Sep 29, 2020

The summer after my freshman year of college, I went on a study program to Mexico. I’m including the photo above, remembering this was one of the dresses I packed in my suitcase.

“Dear Britte,

“Hola! I’m sitting here on my bed again because it’s siesta time—a welcome relief because I get so exhausted trying to speak Spanish, trying to understand, and blundering through a million new situations. The first afternoon and night here I slept (calculate, calculate) eighteen hours!

“Benita, who works with my mom, and her husband drove me to Mexicali, where we all boarded the bus for Guadalajara. The air conditioning conked out, the bus broke down in the middle of the night, I hardly slept in two days, and my period started. Oh, it was a delightful trip.

“I’m living with a widow, Carmen, who’s terribly gracious and concerned and kind. She putters around the house, whistling and singing, but she tries a little too hard—I mean, it bothers me because I don’t want to be a burden to her. She’s never had Americans in her house before, and she’s so anxious to please. Her daughter Lolita lives downstairs—she’s married and has four little kids, though she’s only twenty-three. She has to spend all day in bed because she’s pregnant again and could lose the baby if she’s up and around. Then there are a couple of maids and millions of relatives who call or visit all day long. Something that amuses me is all the yelling; Lolita is always calling, ‘Mama! Mama!’ from downstairs, and Mama is hollering something back, and the kids are crying, and Lolita is scolding, ‘Callate, nino!’

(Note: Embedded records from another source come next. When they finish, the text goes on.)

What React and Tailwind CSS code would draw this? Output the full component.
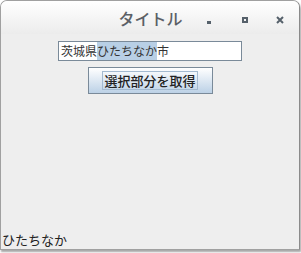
import React from "react";

const jp = { fontFamily: '"Noto Sans CJK JP", "Liberation Sans", sans-serif' };

const TitleBar = () => {
  return (
    <div className="relative h-[33px] shrink-0 flex items-center justify-center bg-gradient-to-b from-white to-[#ececec] rounded-t-[6px]">
      <span className="text-[16px] leading-none text-[#5b6066] font-medium ml-[1px] mt-[1px]" style={jp}>
        タイトル
      </span>
      <div className="absolute top-[15px] right-0 flex items-center">
        {/* minimise */}
        <div className="w-[12px] h-[7px] flex items-end justify-center mr-[24px]">
          <div className="w-[4px] h-[3px] bg-[#56616b]" />
        </div>
        {/* maximise */}
        <div className="w-[12px] h-[6px] flex items-center justify-center mr-[25px]">
          <div className="w-[6px] h-[6px] border-2 border-[#56616b]" />
        </div>
        {/* close */}
        <svg width="8" height="8" viewBox="0 0 8 8" className="mr-[15px]">
          <path d="M1 1 L7 7 M7 1 L1 7" stroke="#56616b" strokeWidth="2" />
        </svg>
      </div>
    </div>
  );
};

const App = () => {
  return (
    <div className="w-[301px] h-[253px] bg-white pr-[1px] pb-[3px]">
      <div className="h-full flex flex-col border border-[#a0a0a0] border-r-[#8a8a8a] rounded-t-[7px] bg-[#eeeeee] shadow-[1px_2px_2px_rgba(0,0,0,0.35)]">
        <TitleBar />

        <div className="flex flex-col items-center pt-[7px]">
          <div className="w-[184px] h-[20px] border border-[#7a8a99] bg-white flex items-center pl-[2px] text-[12px] leading-none text-[#333]" style={jp}>
            <span>茨城県</span>
            <span className="bg-[#b8cfe5] h-[18px] flex items-center">ひたちなか</span>
            <span>市</span>
          </div>

          <button className="mt-[6px] w-[125px] h-[27px] border border-[#7a8a99] bg-gradient-to-b from-white to-[#bcd1e6] flex items-center justify-center">
            <span className="border border-[#a3bad0] px-[1px] h-[19px] flex items-center text-[13px] leading-none font-medium text-[#222]" style={jp}>
              選択部分を取得
            </span>
          </button>
        </div>

        <div className="flex-1" />
        <div className="pl-[1px] pb-[1px] text-[13px] leading-[16px] text-[#222]" style={jp}>
          ひたちなか
        </div>
      </div>
    </div>
  );
};

export default App;
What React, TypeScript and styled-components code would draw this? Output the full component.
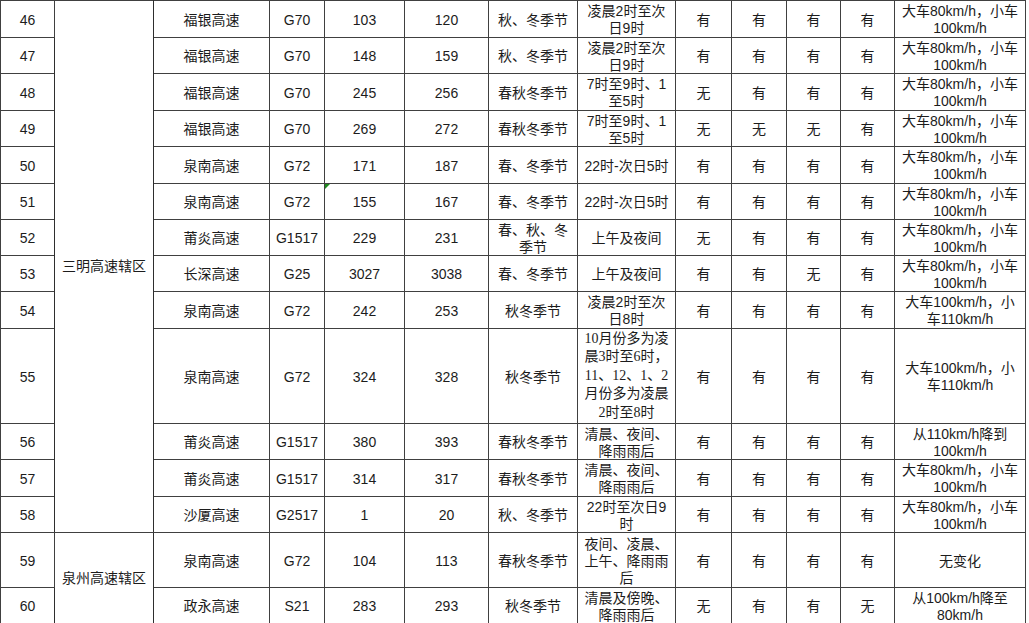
import React from "react";
import styled, { createGlobalStyle } from "styled-components";

const GlobalStyle = createGlobalStyle`
  html, body {
    margin: 0;
    padding: 0;
    background: #ffffff;
  }
  body {
    font-family: "Liberation Sans", "Noto Sans CJK SC", sans-serif;
    color: #1c1c1c;
  }
`;

type Flag = "有" | "无";

interface RowData {
  no: number;
  road: string;
  code: string;
  from: string;
  to: string;
  season: string;
  time: string;
  flags: Flag[];
  speed: string;
  height: number;
  serifTime?: boolean;
  marker?: boolean;
}

const SPEED_A = "大车80km/h，小车\n100km/h";
const SPEED_B = "大车100km/h，小\n车110km/h";

const rows: RowData[] = [
  { no: 46, road: "福银高速", code: "G70", from: "103", to: "120", season: "秋、冬季节", time: "凌晨2时至次\n日9时", flags: ["有", "有", "有", "有"], speed: SPEED_A, height: 37 },
  { no: 47, road: "福银高速", code: "G70", from: "148", to: "159", season: "秋、冬季节", time: "凌晨2时至次\n日9时", flags: ["有", "有", "有", "有"], speed: SPEED_A, height: 36 },
  { no: 48, road: "福银高速", code: "G70", from: "245", to: "256", season: "春秋冬季节", time: "7时至9时、1\n至5时", flags: ["无", "有", "有", "有"], speed: SPEED_A, height: 37 },
  { no: 49, road: "福银高速", code: "G70", from: "269", to: "272", season: "春秋冬季节", time: "7时至9时、1\n至5时", flags: ["无", "无", "无", "有"], speed: SPEED_A, height: 36 },
  { no: 50, road: "泉南高速", code: "G72", from: "171", to: "187", season: "春、冬季节", time: "22时-次日5时", flags: ["有", "有", "有", "有"], speed: SPEED_A, height: 37 },
  { no: 51, road: "泉南高速", code: "G72", from: "155", to: "167", season: "春、冬季节", time: "22时-次日5时", flags: ["有", "有", "有", "有"], speed: SPEED_A, height: 36, marker: true },
  { no: 52, road: "莆炎高速", code: "G1517", from: "229", to: "231", season: "春、秋、冬\n季节", time: "上午及夜间", flags: ["无", "有", "有", "有"], speed: SPEED_A, height: 36 },
  { no: 53, road: "长深高速", code: "G25", from: "3027", to: "3038", season: "春、冬季节", time: "上午及夜间", flags: ["有", "有", "无", "有"], speed: SPEED_A, height: 36 },
  { no: 54, road: "泉南高速", code: "G72", from: "242", to: "253", season: "秋冬季节", time: "凌晨2时至次\n日8时", flags: ["有", "有", "有", "有"], speed: SPEED_B, height: 37 },
  { no: 55, road: "泉南高速", code: "G72", from: "324", to: "328", season: "秋冬季节", time: "10月份多为凌\n晨3时至6时，\n11、12、1、2\n月份多为凌晨\n2时至8时", flags: ["有", "有", "有", "有"], speed: SPEED_B, height: 95, serifTime: true },
  { no: 56, road: "莆炎高速", code: "G1517", from: "380", to: "393", season: "春秋冬季节", time: "清晨、夜间、\n降雨雨后", flags: ["有", "有", "有", "有"], speed: "从110km/h降到\n100km/h", height: 36 },
  { no: 57, road: "莆炎高速", code: "G1517", from: "314", to: "317", season: "春秋冬季节", time: "清晨、夜间、\n降雨雨后", flags: ["有", "有", "有", "有"], speed: SPEED_A, height: 37 },
  { no: 58, road: "沙厦高速", code: "G2517", from: "1", to: "20", season: "秋、冬季节", time: "22时至次日9\n时", flags: ["有", "有", "有", "有"], speed: SPEED_A, height: 36 },
  { no: 59, road: "泉南高速", code: "G72", from: "104", to: "113", season: "春秋冬季节", time: "夜间、凌晨、\n上午、降雨雨\n后", flags: ["有", "有", "有", "有"], speed: "无变化", height: 55 },
  { no: 60, road: "政永高速", code: "S21", from: "283", to: "293", season: "秋冬季节", time: "清晨及傍晚、\n降雨雨后", flags: ["无", "有", "有", "无"], speed: "从100km/h降至\n80km/h", height: 36 },
];

const regions: Record<number, { name: string; span: number }> = {
  46: { name: "三明高速辖区", span: 13 },
  59: { name: "泉州高速辖区", span: 2 },
};

const columnWidths = [54, 99, 116, 55, 80, 84, 89, 98, 56, 55, 54, 54, 131];

const Sheet = styled.table`
  width: 1025px;
  table-layout: fixed;
  border-collapse: collapse;
  font-size: 14px;
`;

const Cell = styled.td`
  position: relative;
  border: 1px solid #404040;
  padding: 0;
  text-align: center;
  vertical-align: middle;
  color: #1c1c1c;
`;

const RegionCell = styled(Cell)`
  padding: 0 2px;
  line-height: 17px;
  border-left-color: #2e2e2e;
  border-right-color: #2e2e2e;
`;

const Content = styled.div<{ $h: number; $serif?: boolean }>`
  height: ${(p) => p.$h - 1}px;
  display: flex;
  flex-direction: column;
  justify-content: center;
  align-items: center;
  padding-top: ${(p) => (p.$serif ? 0 : 2)}px;
  box-sizing: border-box;
  overflow: hidden;
  font-family: ${(p) =>
    p.$serif
      ? `"Liberation Serif", "Noto Sans CJK SC", serif`
      : `"Liberation Sans", "Noto Sans CJK SC", sans-serif`};
`;

const Line = styled.span<{ $lh: number }>`
  display: block;
  flex: none;
  height: ${(p) => p.$lh}px;
  line-height: ${(p) => p.$lh}px;
  white-space: nowrap;
`;

const ErrorMark = styled.span`
  position: absolute;
  left: 0;
  top: 0;
  width: 0;
  height: 0;
  border-top: 5px solid #1f8a1f;
  border-right: 5px solid transparent;
`;

function Text({ value, h, serif }: { value: string | number; h: number; serif?: boolean }) {
  const lines = String(value).split("\n");
  const lh = serif ? 18.5 : 17;
  return (
    <Content $h={h} $serif={serif}>
      {lines.map((l, i) => (
        <Line key={i} $lh={lh}>
          {l}
        </Line>
      ))}
    </Content>
  );
}

export default function App() {
  return (
    <>
      <GlobalStyle />
      <Sheet>
        <colgroup>
          {columnWidths.map((w, i) => (
            <col key={i} style={{ width: w }} />
          ))}
        </colgroup>
        <tbody>
          {rows.map((r) => {
            const region = regions[r.no];
            const h = r.height;
            return (
              <tr key={r.no}>
                <Cell>
                  <Text value={r.no} h={h} />
                </Cell>
                {region && <RegionCell rowSpan={region.span}>{region.name}</RegionCell>}
                <Cell>
                  <Text value={r.road} h={h} />
                </Cell>
                <Cell>
                  <Text value={r.code} h={h} />
                </Cell>
                <Cell>
                  {r.marker && <ErrorMark />}
                  <Text value={r.from} h={h} />
                </Cell>
                <Cell>
                  <Text value={r.to} h={h} />
                </Cell>
                <Cell>
                  <Text value={r.season} h={h} />
                </Cell>
                <Cell>
                  <Text value={r.time} h={h} serif={r.serifTime} />
                </Cell>
                {r.flags.map((f, i) => (
                  <Cell key={i}>
                    <Text value={f} h={h} />
                  </Cell>
                ))}
                <Cell>
                  <Text value={r.speed} h={h} />
                </Cell>
              </tr>
            );
          })}
        </tbody>
      </Sheet>
    </>
  );
}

“Yesterday one of Carmen’s nephews, Jose, came over; he’s an intern, young and unmarried—and of course there I was alone, having to converse with him. By the way, it isn’t talking that‘s so hard. If something pops into my mind, I make myself do a rapid hurdle over my inhibition and just blurt it out. Even then I don’t talk much, but the problem is understanding. It’s a trial to deal with each new acquaintance because at first they refuse to slow down, and I have to say, ‘No comprendo, no comprendo’ till I’m blue in the face. If they talk at normal speed, 99% of the time I am completely lost! Anyway, he told me he had seventy to eighty cousins. That’s what I mean about a million relatives—his mother, Carmen’s sister, had seventeen children, but three died.

“In the two days I’ve been here, in spite of the fact I’ve been sleeping so much, I’ve been to the market, to dinner with all the older generation, and to a movie—that was particularly strange. Carmen and I went with Cristina, Jose’s nineteen-year-old sister, and her fiance, and my God, the two of them were so constrained and formal with each other! Cristina is exquisite, with a funny high-pitched voice. She is very shy with me, which hardly anyone else is, but demonstrative—she warmly took my hand to say goodbye to me. Apparently she’s gone with this guy for a year, but the most they can do is hold hands, since they’re always chaperoned. One time she was biting her fingernail and he took her hand away from her mouth—that was the most intimate gesture I saw between them.

“Well, the house is stirring again, so I’ll sign off!”